§ **Exercise task**: Your copy of the material below should match it exactly, except that it holds no pictures.

§ **Information supplied**:
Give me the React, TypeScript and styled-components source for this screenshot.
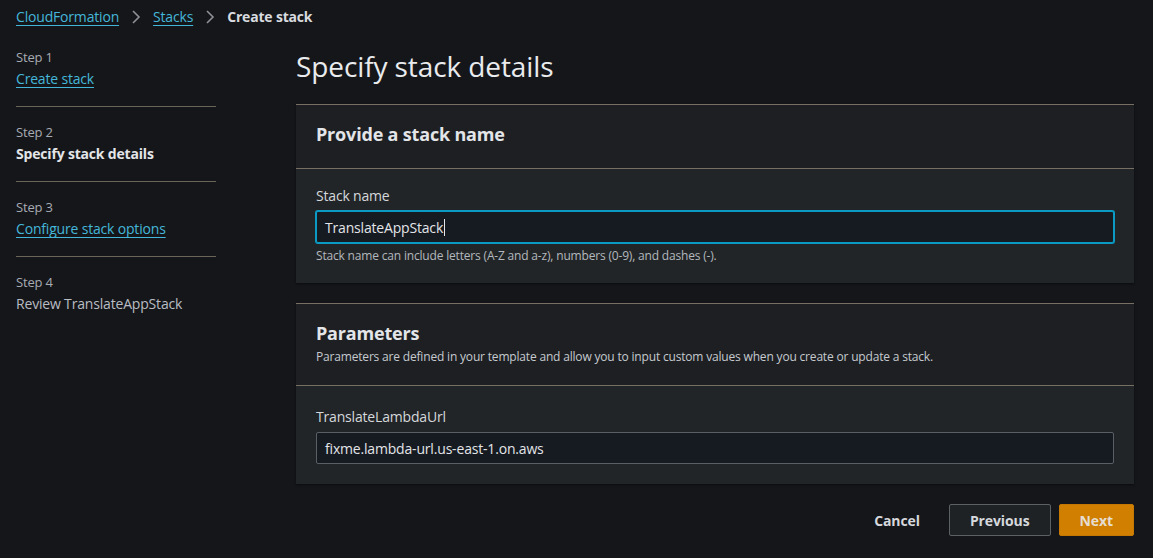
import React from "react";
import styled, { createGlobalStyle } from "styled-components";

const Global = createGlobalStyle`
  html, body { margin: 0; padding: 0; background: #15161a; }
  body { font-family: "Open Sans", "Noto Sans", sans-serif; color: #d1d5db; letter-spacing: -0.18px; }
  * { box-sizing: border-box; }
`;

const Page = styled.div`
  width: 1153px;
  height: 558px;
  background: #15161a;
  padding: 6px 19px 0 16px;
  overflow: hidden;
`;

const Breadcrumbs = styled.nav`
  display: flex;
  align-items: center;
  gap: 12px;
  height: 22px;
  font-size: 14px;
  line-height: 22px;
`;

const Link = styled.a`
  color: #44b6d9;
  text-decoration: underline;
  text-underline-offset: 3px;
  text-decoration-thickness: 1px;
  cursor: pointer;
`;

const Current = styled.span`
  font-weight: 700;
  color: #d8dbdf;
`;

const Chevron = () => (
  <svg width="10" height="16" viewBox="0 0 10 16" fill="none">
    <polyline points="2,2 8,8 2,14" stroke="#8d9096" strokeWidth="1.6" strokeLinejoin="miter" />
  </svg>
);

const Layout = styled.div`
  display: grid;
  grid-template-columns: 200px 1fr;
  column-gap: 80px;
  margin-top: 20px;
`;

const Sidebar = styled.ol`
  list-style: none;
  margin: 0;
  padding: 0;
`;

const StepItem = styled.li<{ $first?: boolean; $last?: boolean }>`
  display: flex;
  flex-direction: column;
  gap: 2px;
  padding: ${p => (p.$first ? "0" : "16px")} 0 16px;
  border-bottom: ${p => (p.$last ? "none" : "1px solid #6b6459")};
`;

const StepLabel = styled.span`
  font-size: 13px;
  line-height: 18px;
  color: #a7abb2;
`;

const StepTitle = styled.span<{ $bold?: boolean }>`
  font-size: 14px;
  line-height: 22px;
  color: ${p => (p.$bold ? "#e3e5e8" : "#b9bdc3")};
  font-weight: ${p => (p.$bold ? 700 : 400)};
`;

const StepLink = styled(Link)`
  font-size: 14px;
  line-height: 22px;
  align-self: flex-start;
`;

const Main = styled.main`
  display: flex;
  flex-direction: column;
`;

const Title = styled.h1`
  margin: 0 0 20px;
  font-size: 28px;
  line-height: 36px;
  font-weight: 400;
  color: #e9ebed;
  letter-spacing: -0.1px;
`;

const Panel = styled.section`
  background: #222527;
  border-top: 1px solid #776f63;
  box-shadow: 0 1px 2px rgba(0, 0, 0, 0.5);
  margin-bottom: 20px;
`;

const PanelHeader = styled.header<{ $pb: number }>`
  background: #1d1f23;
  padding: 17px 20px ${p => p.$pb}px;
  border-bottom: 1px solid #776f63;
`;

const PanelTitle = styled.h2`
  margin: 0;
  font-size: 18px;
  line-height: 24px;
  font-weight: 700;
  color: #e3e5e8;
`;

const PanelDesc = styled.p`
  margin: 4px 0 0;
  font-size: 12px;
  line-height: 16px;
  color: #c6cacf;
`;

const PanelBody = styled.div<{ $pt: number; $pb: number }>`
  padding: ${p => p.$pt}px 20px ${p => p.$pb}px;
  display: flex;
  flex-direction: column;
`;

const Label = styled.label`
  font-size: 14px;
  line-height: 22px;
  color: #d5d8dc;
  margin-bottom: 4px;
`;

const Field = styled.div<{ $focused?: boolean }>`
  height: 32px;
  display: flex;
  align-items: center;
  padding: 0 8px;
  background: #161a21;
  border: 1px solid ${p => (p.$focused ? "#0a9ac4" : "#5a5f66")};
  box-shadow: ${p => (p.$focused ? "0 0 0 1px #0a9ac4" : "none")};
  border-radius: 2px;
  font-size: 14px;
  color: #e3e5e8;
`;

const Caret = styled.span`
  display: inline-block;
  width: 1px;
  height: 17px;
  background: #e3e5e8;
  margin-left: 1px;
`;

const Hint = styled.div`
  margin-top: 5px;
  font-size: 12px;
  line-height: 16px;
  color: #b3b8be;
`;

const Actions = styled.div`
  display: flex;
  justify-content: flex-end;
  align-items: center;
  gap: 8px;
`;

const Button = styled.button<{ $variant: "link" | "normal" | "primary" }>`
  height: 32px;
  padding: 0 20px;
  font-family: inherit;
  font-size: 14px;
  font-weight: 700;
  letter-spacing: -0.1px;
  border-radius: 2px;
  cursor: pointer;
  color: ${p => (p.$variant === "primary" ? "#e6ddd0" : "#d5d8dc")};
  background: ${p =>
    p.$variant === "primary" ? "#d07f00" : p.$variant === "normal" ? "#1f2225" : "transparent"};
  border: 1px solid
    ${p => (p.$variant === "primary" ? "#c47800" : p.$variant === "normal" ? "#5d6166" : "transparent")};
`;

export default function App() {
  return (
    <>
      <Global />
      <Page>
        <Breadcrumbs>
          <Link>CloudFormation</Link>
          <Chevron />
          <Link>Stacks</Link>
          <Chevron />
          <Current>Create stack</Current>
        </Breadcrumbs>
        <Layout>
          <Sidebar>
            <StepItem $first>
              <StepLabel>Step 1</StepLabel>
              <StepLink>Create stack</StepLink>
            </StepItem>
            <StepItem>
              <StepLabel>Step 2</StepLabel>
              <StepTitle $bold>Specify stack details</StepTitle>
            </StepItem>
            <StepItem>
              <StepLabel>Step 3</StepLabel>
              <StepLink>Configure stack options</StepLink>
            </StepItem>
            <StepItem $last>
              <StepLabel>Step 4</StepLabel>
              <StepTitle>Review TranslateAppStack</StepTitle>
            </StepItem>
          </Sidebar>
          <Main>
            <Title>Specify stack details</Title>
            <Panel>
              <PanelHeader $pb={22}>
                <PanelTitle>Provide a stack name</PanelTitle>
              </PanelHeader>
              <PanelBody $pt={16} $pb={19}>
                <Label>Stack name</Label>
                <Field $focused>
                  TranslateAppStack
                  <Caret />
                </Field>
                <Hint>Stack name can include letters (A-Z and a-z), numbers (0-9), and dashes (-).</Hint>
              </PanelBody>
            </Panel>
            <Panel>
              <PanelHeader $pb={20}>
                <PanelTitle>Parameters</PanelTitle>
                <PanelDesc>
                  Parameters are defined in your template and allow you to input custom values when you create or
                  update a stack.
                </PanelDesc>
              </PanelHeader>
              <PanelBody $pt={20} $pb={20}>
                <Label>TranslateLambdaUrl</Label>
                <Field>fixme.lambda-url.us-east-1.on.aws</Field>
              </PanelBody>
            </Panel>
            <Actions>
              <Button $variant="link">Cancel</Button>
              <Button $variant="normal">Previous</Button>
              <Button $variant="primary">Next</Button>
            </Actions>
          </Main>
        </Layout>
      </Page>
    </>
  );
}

§ **Exercise result**:
Give me the React, TypeScript and styled-components source for this screenshot.
import React from "react";
import styled, { createGlobalStyle } from "styled-components";

const Global = createGlobalStyle`
  html, body { margin: 0; padding: 0; background: #15161a; }
  body { font-family: "Open Sans", "Noto Sans", sans-serif; color: #d1d5db; letter-spacing: -0.18px; }
  * { box-sizing: border-box; }
`;

const Page = styled.div`
  width: 1153px;
  height: 558px;
  background: #15161a;
  padding: 6px 19px 0 16px;
  overflow: hidden;
`;

const Breadcrumbs = styled.nav`
  display: flex;
  align-items: center;
  gap: 12px;
  height: 22px;
  font-size: 14px;
  line-height: 22px;
`;

const Link = styled.a`
  color: #44b6d9;
  text-decoration: underline;
  text-underline-offset: 3px;
  text-decoration-thickness: 1px;
  cursor: pointer;
`;

const Current = styled.span`
  font-weight: 700;
  color: #d8dbdf;
`;

const Chevron = () => (
  <svg width="10" height="16" viewBox="0 0 10 16" fill="none">
    <polyline points="2,2 8,8 2,14" stroke="#8d9096" strokeWidth="1.6" strokeLinejoin="miter" />
  </svg>
);

const Layout = styled.div`
  display: grid;
  grid-template-columns: 200px 1fr;
  column-gap: 80px;
  margin-top: 20px;
`;

const Sidebar = styled.ol`
  list-style: none;
  margin: 0;
  padding: 0;
`;

const StepItem = styled.li<{ $first?: boolean; $last?: boolean }>`
  display: flex;
  flex-direction: column;
  gap: 2px;
  padding: ${p => (p.$first ? "0" : "16px")} 0 16px;
  border-bottom: ${p => (p.$last ? "none" : "1px solid #6b6459")};
`;

const StepLabel = styled.span`
  font-size: 13px;
  line-height: 18px;
  color: #a7abb2;
`;

const StepTitle = styled.span<{ $bold?: boolean }>`
  font-size: 14px;
  line-height: 22px;
  color: ${p => (p.$bold ? "#e3e5e8" : "#b9bdc3")};
  font-weight: ${p => (p.$bold ? 700 : 400)};
`;

const StepLink = styled(Link)`
  font-size: 14px;
  line-height: 22px;
  align-self: flex-start;
`;

const Main = styled.main`
  display: flex;
  flex-direction: column;
`;

const Title = styled.h1`
  margin: 0 0 20px;
  font-size: 28px;
  line-height: 36px;
  font-weight: 400;
  color: #e9ebed;
  letter-spacing: -0.1px;
`;

const Panel = styled.section`
  background: #222527;
  border-top: 1px solid #776f63;
  box-shadow: 0 1px 2px rgba(0, 0, 0, 0.5);
  margin-bottom: 20px;
`;

const PanelHeader = styled.header<{ $pb: number }>`
  background: #1d1f23;
  padding: 17px 20px ${p => p.$pb}px;
  border-bottom: 1px solid #776f63;
`;

const PanelTitle = styled.h2`
  margin: 0;
  font-size: 18px;
  line-height: 24px;
  font-weight: 700;
  color: #e3e5e8;
`;

const PanelDesc = styled.p`
  margin: 4px 0 0;
  font-size: 12px;
  line-height: 16px;
  color: #c6cacf;
`;

const PanelBody = styled.div<{ $pt: number; $pb: number }>`
  padding: ${p => p.$pt}px 20px ${p => p.$pb}px;
  display: flex;
  flex-direction: column;
`;

const Label = styled.label`
  font-size: 14px;
  line-height: 22px;
  color: #d5d8dc;
  margin-bottom: 4px;
`;

const Field = styled.div<{ $focused?: boolean }>`
  height: 32px;
  display: flex;
  align-items: center;
  padding: 0 8px;
  background: #161a21;
  border: 1px solid ${p => (p.$focused ? "#0a9ac4" : "#5a5f66")};
  box-shadow: ${p => (p.$focused ? "0 0 0 1px #0a9ac4" : "none")};
  border-radius: 2px;
  font-size: 14px;
  color: #e3e5e8;
`;

const Caret = styled.span`
  display: inline-block;
  width: 1px;
  height: 17px;
  background: #e3e5e8;
  margin-left: 1px;
`;

const Hint = styled.div`
  margin-top: 5px;
  font-size: 12px;
  line-height: 16px;
  color: #b3b8be;
`;

const Actions = styled.div`
  display: flex;
  justify-content: flex-end;
  align-items: center;
  gap: 8px;
`;

const Button = styled.button<{ $variant: "link" | "normal" | "primary" }>`
  height: 32px;
  padding: 0 20px;
  font-family: inherit;
  font-size: 14px;
  font-weight: 700;
  letter-spacing: -0.1px;
  border-radius: 2px;
  cursor: pointer;
  color: ${p => (p.$variant === "primary" ? "#e6ddd0" : "#d5d8dc")};
  background: ${p =>
    p.$variant === "primary" ? "#d07f00" : p.$variant === "normal" ? "#1f2225" : "transparent"};
  border: 1px solid
    ${p => (p.$variant === "primary" ? "#c47800" : p.$variant === "normal" ? "#5d6166" : "transparent")};
`;

export default function App() {
  return (
    <>
      <Global />
      <Page>
        <Breadcrumbs>
          <Link>CloudFormation</Link>
          <Chevron />
          <Link>Stacks</Link>
          <Chevron />
          <Current>Create stack</Current>
        </Breadcrumbs>
        <Layout>
          <Sidebar>
            <StepItem $first>
              <StepLabel>Step 1</StepLabel>
              <StepLink>Create stack</StepLink>
            </StepItem>
            <StepItem>
              <StepLabel>Step 2</StepLabel>
              <StepTitle $bold>Specify stack details</StepTitle>
            </StepItem>
            <StepItem>
              <StepLabel>Step 3</StepLabel>
              <StepLink>Configure stack options</StepLink>
            </StepItem>
            <StepItem $last>
              <StepLabel>Step 4</StepLabel>
              <StepTitle>Review TranslateAppStack</StepTitle>
            </StepItem>
          </Sidebar>
          <Main>
            <Title>Specify stack details</Title>
            <Panel>
              <PanelHeader $pb={22}>
                <PanelTitle>Provide a stack name</PanelTitle>
              </PanelHeader>
              <PanelBody $pt={16} $pb={19}>
                <Label>Stack name</Label>
                <Field $focused>
                  TranslateAppStack
                  <Caret />
                </Field>
                <Hint>Stack name can include letters (A-Z and a-z), numbers (0-9), and dashes (-).</Hint>
              </PanelBody>
            </Panel>
            <Panel>
              <PanelHeader $pb={20}>
                <PanelTitle>Parameters</PanelTitle>
                <PanelDesc>
                  Parameters are defined in your template and allow you to input custom values when you create or
                  update a stack.
                </PanelDesc>
              </PanelHeader>
              <PanelBody $pt={20} $pb={20}>
                <Label>TranslateLambdaUrl</Label>
                <Field>fixme.lambda-url.us-east-1.on.aws</Field>
              </PanelBody>
            </Panel>
            <Actions>
              <Button $variant="link">Cancel</Button>
              <Button $variant="normal">Previous</Button>
              <Button $variant="primary">Next</Button>
            </Actions>
          </Main>
        </Layout>
      </Page>
    </>
  );
}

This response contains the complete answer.